**Exercise instructions:** Output the full listing below exactly, without the pictures.
— Start Given material —
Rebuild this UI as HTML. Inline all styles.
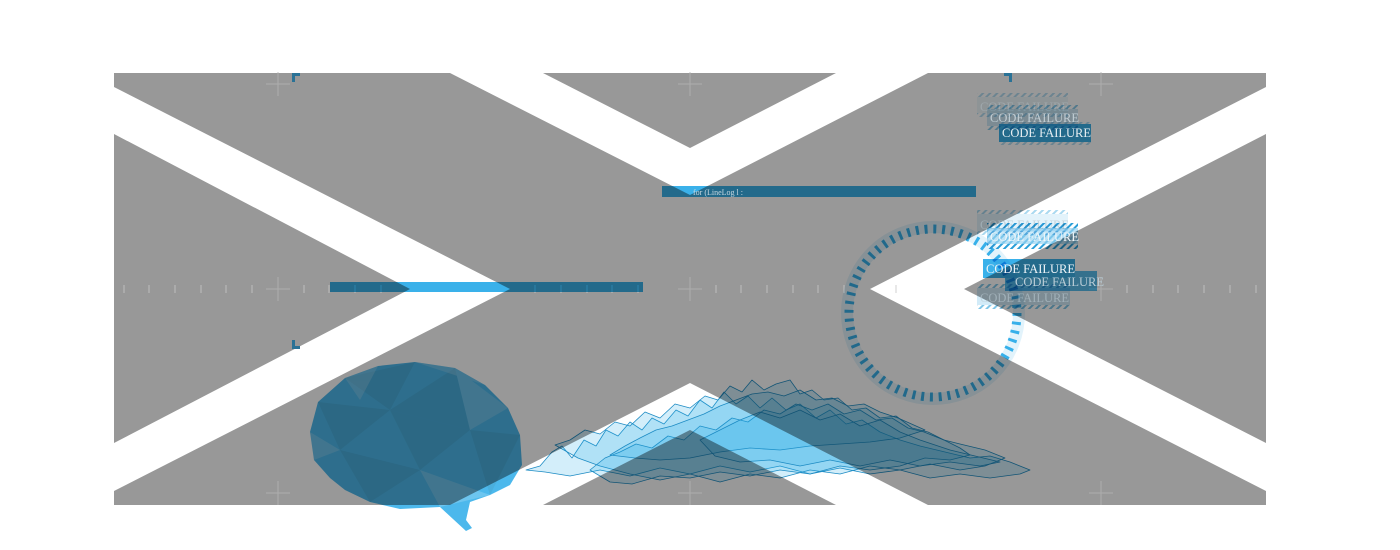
<!DOCTYPE html>
<html><head><meta charset="utf-8"><style>
html,body{margin:0;padding:0;background:#fff;width:1400px;height:550px;overflow:hidden}
svg{display:block}
.m{mix-blend-mode:multiply}
text{font-family:"Liberation Serif",serif}
</style></head><body>
<svg width="1400" height="550" viewBox="0 0 1400 550" xmlns="http://www.w3.org/2000/svg">
<defs>
<pattern id="h" width="5" height="5" patternUnits="userSpaceOnUse" patternTransform="rotate(45)">
<rect width="2" height="5" fill="#2a9fd8"/>
</pattern>
</defs>
<rect x="114" y="73" width="1152" height="432" fill="#989898"/>
<g fill="#fff">
<polygon points="114,87 510,289 114,491 114,443 410,289 114,134"/>
<polygon points="1266,87 870,289 1266,491 1266,443 964,289 1266,134"/>
<polygon points="450,73 543,73 690,148 836,73 928,73 690,195"/>
<polygon points="450,505 543,505 690,430 836,505 928,505 690,383"/>
</g>
<g stroke="#b4b4b4" stroke-width="1" opacity="0.8">
<path d="M266,84h24M278,72v24M678,84h24M690,72v24M1089,84h24M1101,72v24M266,289h24M278,277v24M678,289h24M690,277v24M1089,289h24M1101,277v24M266,493h24M278,481v24M678,493h24M690,481v24M1089,493h24M1101,481v24"/>
</g>
<g stroke="#c8c8c8" stroke-width="1" opacity="0.8">
<path d="M124,285v8M149,285v8M175,285v8M201,285v8M226,285v8M252,285v8M304,285v8M329,285v8M355,285v8M381,285v8M535,285v8M561,285v8M587,285v8M612,285v8M638,285v8M716,285v8M741,285v8M767,285v8M793,285v8M818,285v8M844,285v8M896,285v8M1127,285v8M1153,285v8M1178,285v8M1204,285v8M1230,285v8M1256,285v8"/>
</g>
<g fill="#2a7296">
<path d="M292,73h8v3h-5v6h-3z"/>
<path d="M1004,73h8v9h-3v-6h-5z"/>
<path d="M292,340h3v6h5v3h-8z"/>
</g>
<g class="m" opacity="0.9">
<rect x="330" y="282" width="313" height="10" fill="#24a9e8"/>
<rect x="662" y="186" width="314" height="11" fill="#24a9e8"/>
</g>
<text x="693" y="195" font-size="8" fill="#c8d8e0">for (LineLog l :</text>
<g class="m">
<circle cx="933" cy="313" r="86" fill="none" stroke="#bfe4f6" stroke-width="12" opacity="0.45"/>
<circle cx="933" cy="313" r="84" fill="none" stroke="#24a9e8" stroke-width="9" stroke-dasharray="3 5.8" opacity="0.9"/>
</g>
<g font-size="12.5">
<g class="m" opacity="0.35"><rect x="977" y="93" width="91" height="24" fill="url(#h)"/><rect x="977" y="97" width="91" height="16" fill="#cde9f6"/></g>
<text x="980" y="111" fill="#aab4ba" opacity="0.6">CODE FAILURE</text>
<g class="m" opacity="0.55"><rect x="987" y="105" width="91" height="25" fill="url(#h)"/><rect x="987" y="109" width="91" height="17" fill="#a9d8ef"/></g>
<text x="990" y="122" fill="#d0dde4" opacity="0.8">CODE FAILURE</text>
<g class="m" opacity="0.9"><rect x="999" y="122" width="92" height="23" fill="url(#h)" opacity="0.4"/><rect x="999" y="124" width="92" height="18" fill="#24a9e8"/></g>
<text x="1002" y="137" fill="#e6eef2">CODE FAILURE</text>
<g class="m" opacity="0.4"><rect x="977" y="210" width="91" height="25" fill="url(#h)"/><rect x="977" y="214" width="91" height="17" fill="#b9e1f5"/></g>
<text x="980" y="229" fill="#b0c0c8" opacity="0.6">CODE FAILURE</text>
<g class="m"><rect x="987" y="223" width="91" height="26" fill="url(#h)"/><rect x="987" y="228" width="91" height="16" fill="#9dd6f2" opacity="0.7"/></g>
<text x="990" y="241" fill="#eef6fa">CODE FAILURE</text>
<g class="m" opacity="0.6"><rect x="977" y="284" width="93" height="25" fill="url(#h)"/><rect x="977" y="288" width="93" height="17" fill="#b4def4"/></g>
<text x="980" y="302" fill="#b8c8d0" opacity="0.6">CODE FAILURE</text>
<g class="m" opacity="0.9"><rect x="983" y="259" width="92" height="19" fill="#24a9e8"/><rect x="1005" y="271" width="92" height="20" fill="#24a9e8" opacity="0.85"/></g>
<text x="986" y="273" fill="#eef4f8">CODE FAILURE</text>
<text x="1015" y="286" fill="#b9ccd6">CODE FAILURE</text>
</g>
<!-- brain -->
<g class="m" opacity="0.82">
<polygon points="310,432 318,402 345,378 378,366 415,362 455,368 485,385 508,408 520,435 522,465 510,485 490,495 470,502 466,520 472,528 466,531 440,507 400,509 370,502 345,490 330,478 314,460" fill="#24a9e8"/>
<g fill="#1d6f97" opacity="0.2">
<polygon points="345,378 415,362 390,410"/>
<polygon points="390,410 455,368 470,430"/>
<polygon points="318,402 390,410 340,450"/>
<polygon points="390,410 470,430 420,470"/>
<polygon points="470,430 520,435 490,495"/>
<polygon points="340,450 420,470 370,502"/>
</g>
<g fill="#ffffff" opacity="0.18">
<polygon points="415,362 485,385 455,368"/>
<polygon points="455,368 508,408 470,430"/>
<polygon points="310,432 340,450 314,460"/>
<polygon points="420,470 490,495 440,507"/>
<polygon points="378,366 345,378 360,400"/>
</g>
</g>
<!-- waves -->
<g class="m" stroke="#1e8cc4" stroke-width="0.8" fill="#24a9e8" fill-opacity="0.2" stroke-linejoin="round">
<path d="M526,470 L540,466 552,452 562,446 572,458 584,440 596,446 606,430 618,436 630,422 642,430 652,418 664,424 676,410 688,416 700,400 712,408 724,392 736,404 748,396 760,408 772,398 786,410 800,404 816,418 830,410 846,424 862,420 880,432 900,440 920,446 945,452 970,458 990,456 1010,462 1030,470 1020,474 990,478 960,474 930,478 900,470 870,474 840,468 810,474 780,466 750,472 720,466 690,474 660,468 630,476 600,470 570,476 545,472Z"/>
<path d="M555,445 L570,440 585,430 600,434 615,422 630,426 645,412 660,418 675,404 690,408 705,396 718,400 730,386 742,392 752,380 764,390 776,384 790,380 800,394 812,390 824,400 838,398 852,410 866,408 880,418 896,416 912,428 928,432 944,440 960,444 985,450 1005,458 985,466 960,470 930,464 900,470 870,466 840,474 810,470 780,478 750,474 720,482 690,474 660,480 630,474 600,466 578,458Z"/>
<path d="M590,470 L605,458 620,452 636,444 652,448 668,436 684,440 700,426 716,430 732,418 748,422 764,410 780,414 796,404 812,410 828,404 844,414 860,410 876,420 892,418 908,428 924,432 944,440 960,448 970,455 950,460 925,458 900,466 870,470 840,466 810,474 780,470 750,476 720,472 690,478 660,476 632,484 610,482Z"/>
<path d="M610,455 L625,446 640,438 656,430 672,426 688,420 704,414 720,406 736,400 752,394 768,392 784,396 800,390 816,400 832,398 848,406 864,404 880,412 898,418 925,430 900,438 870,442 840,444 810,446 780,450 750,448 720,452 690,458 660,460 635,458Z"/>
<path d="M700,440 L720,430 740,420 760,412 780,418 800,410 820,420 840,414 860,426 880,420 900,432 920,440 950,450 975,456 1000,462 980,466 950,462 920,466 890,460 860,466 830,460 800,466 770,460 740,462 715,456Z"/>
</g>
</svg>
</body></html>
— End Given material —
**Finished task:**
Rebuild this UI as HTML. Inline all styles.
<!DOCTYPE html>
<html><head><meta charset="utf-8"><style>
html,body{margin:0;padding:0;background:#fff;width:1400px;height:550px;overflow:hidden}
svg{display:block}
.m{mix-blend-mode:multiply}
text{font-family:"Liberation Serif",serif}
</style></head><body>
<svg width="1400" height="550" viewBox="0 0 1400 550" xmlns="http://www.w3.org/2000/svg">
<defs>
<pattern id="h" width="5" height="5" patternUnits="userSpaceOnUse" patternTransform="rotate(45)">
<rect width="2" height="5" fill="#2a9fd8"/>
</pattern>
</defs>
<rect x="114" y="73" width="1152" height="432" fill="#989898"/>
<g fill="#fff">
<polygon points="114,87 510,289 114,491 114,443 410,289 114,134"/>
<polygon points="1266,87 870,289 1266,491 1266,443 964,289 1266,134"/>
<polygon points="450,73 543,73 690,148 836,73 928,73 690,195"/>
<polygon points="450,505 543,505 690,430 836,505 928,505 690,383"/>
</g>
<g stroke="#b4b4b4" stroke-width="1" opacity="0.8">
<path d="M266,84h24M278,72v24M678,84h24M690,72v24M1089,84h24M1101,72v24M266,289h24M278,277v24M678,289h24M690,277v24M1089,289h24M1101,277v24M266,493h24M278,481v24M678,493h24M690,481v24M1089,493h24M1101,481v24"/>
</g>
<g stroke="#c8c8c8" stroke-width="1" opacity="0.8">
<path d="M124,285v8M149,285v8M175,285v8M201,285v8M226,285v8M252,285v8M304,285v8M329,285v8M355,285v8M381,285v8M535,285v8M561,285v8M587,285v8M612,285v8M638,285v8M716,285v8M741,285v8M767,285v8M793,285v8M818,285v8M844,285v8M896,285v8M1127,285v8M1153,285v8M1178,285v8M1204,285v8M1230,285v8M1256,285v8"/>
</g>
<g fill="#2a7296">
<path d="M292,73h8v3h-5v6h-3z"/>
<path d="M1004,73h8v9h-3v-6h-5z"/>
<path d="M292,340h3v6h5v3h-8z"/>
</g>
<g class="m" opacity="0.9">
<rect x="330" y="282" width="313" height="10" fill="#24a9e8"/>
<rect x="662" y="186" width="314" height="11" fill="#24a9e8"/>
</g>
<text x="693" y="195" font-size="8" fill="#c8d8e0">for (LineLog l :</text>
<g class="m">
<circle cx="933" cy="313" r="86" fill="none" stroke="#bfe4f6" stroke-width="12" opacity="0.45"/>
<circle cx="933" cy="313" r="84" fill="none" stroke="#24a9e8" stroke-width="9" stroke-dasharray="3 5.8" opacity="0.9"/>
</g>
<g font-size="12.5">
<g class="m" opacity="0.35"><rect x="977" y="93" width="91" height="24" fill="url(#h)"/><rect x="977" y="97" width="91" height="16" fill="#cde9f6"/></g>
<text x="980" y="111" fill="#aab4ba" opacity="0.6">CODE FAILURE</text>
<g class="m" opacity="0.55"><rect x="987" y="105" width="91" height="25" fill="url(#h)"/><rect x="987" y="109" width="91" height="17" fill="#a9d8ef"/></g>
<text x="990" y="122" fill="#d0dde4" opacity="0.8">CODE FAILURE</text>
<g class="m" opacity="0.9"><rect x="999" y="122" width="92" height="23" fill="url(#h)" opacity="0.4"/><rect x="999" y="124" width="92" height="18" fill="#24a9e8"/></g>
<text x="1002" y="137" fill="#e6eef2">CODE FAILURE</text>
<g class="m" opacity="0.4"><rect x="977" y="210" width="91" height="25" fill="url(#h)"/><rect x="977" y="214" width="91" height="17" fill="#b9e1f5"/></g>
<text x="980" y="229" fill="#b0c0c8" opacity="0.6">CODE FAILURE</text>
<g class="m"><rect x="987" y="223" width="91" height="26" fill="url(#h)"/><rect x="987" y="228" width="91" height="16" fill="#9dd6f2" opacity="0.7"/></g>
<text x="990" y="241" fill="#eef6fa">CODE FAILURE</text>
<g class="m" opacity="0.6"><rect x="977" y="284" width="93" height="25" fill="url(#h)"/><rect x="977" y="288" width="93" height="17" fill="#b4def4"/></g>
<text x="980" y="302" fill="#b8c8d0" opacity="0.6">CODE FAILURE</text>
<g class="m" opacity="0.9"><rect x="983" y="259" width="92" height="19" fill="#24a9e8"/><rect x="1005" y="271" width="92" height="20" fill="#24a9e8" opacity="0.85"/></g>
<text x="986" y="273" fill="#eef4f8">CODE FAILURE</text>
<text x="1015" y="286" fill="#b9ccd6">CODE FAILURE</text>
</g>
<!-- brain -->
<g class="m" opacity="0.82">
<polygon points="310,432 318,402 345,378 378,366 415,362 455,368 485,385 508,408 520,435 522,465 510,485 490,495 470,502 466,520 472,528 466,531 440,507 400,509 370,502 345,490 330,478 314,460" fill="#24a9e8"/>
<g fill="#1d6f97" opacity="0.2">
<polygon points="345,378 415,362 390,410"/>
<polygon points="390,410 455,368 470,430"/>
<polygon points="318,402 390,410 340,450"/>
<polygon points="390,410 470,430 420,470"/>
<polygon points="470,430 520,435 490,495"/>
<polygon points="340,450 420,470 370,502"/>
</g>
<g fill="#ffffff" opacity="0.18">
<polygon points="415,362 485,385 455,368"/>
<polygon points="455,368 508,408 470,430"/>
<polygon points="310,432 340,450 314,460"/>
<polygon points="420,470 490,495 440,507"/>
<polygon points="378,366 345,378 360,400"/>
</g>
</g>
<!-- waves -->
<g class="m" stroke="#1e8cc4" stroke-width="0.8" fill="#24a9e8" fill-opacity="0.2" stroke-linejoin="round">
<path d="M526,470 L540,466 552,452 562,446 572,458 584,440 596,446 606,430 618,436 630,422 642,430 652,418 664,424 676,410 688,416 700,400 712,408 724,392 736,404 748,396 760,408 772,398 786,410 800,404 816,418 830,410 846,424 862,420 880,432 900,440 920,446 945,452 970,458 990,456 1010,462 1030,470 1020,474 990,478 960,474 930,478 900,470 870,474 840,468 810,474 780,466 750,472 720,466 690,474 660,468 630,476 600,470 570,476 545,472Z"/>
<path d="M555,445 L570,440 585,430 600,434 615,422 630,426 645,412 660,418 675,404 690,408 705,396 718,400 730,386 742,392 752,380 764,390 776,384 790,380 800,394 812,390 824,400 838,398 852,410 866,408 880,418 896,416 912,428 928,432 944,440 960,444 985,450 1005,458 985,466 960,470 930,464 900,470 870,466 840,474 810,470 780,478 750,474 720,482 690,474 660,480 630,474 600,466 578,458Z"/>
<path d="M590,470 L605,458 620,452 636,444 652,448 668,436 684,440 700,426 716,430 732,418 748,422 764,410 780,414 796,404 812,410 828,404 844,414 860,410 876,420 892,418 908,428 924,432 944,440 960,448 970,455 950,460 925,458 900,466 870,470 840,466 810,474 780,470 750,476 720,472 690,478 660,476 632,484 610,482Z"/>
<path d="M610,455 L625,446 640,438 656,430 672,426 688,420 704,414 720,406 736,400 752,394 768,392 784,396 800,390 816,400 832,398 848,406 864,404 880,412 898,418 925,430 900,438 870,442 840,444 810,446 780,450 750,448 720,452 690,458 660,460 635,458Z"/>
<path d="M700,440 L720,430 740,420 760,412 780,418 800,410 820,420 840,414 860,426 880,420 900,432 920,440 950,450 975,456 1000,462 980,466 950,462 920,466 890,460 860,466 830,460 800,466 770,460 740,462 715,456Z"/>
</g>
</svg>
</body></html>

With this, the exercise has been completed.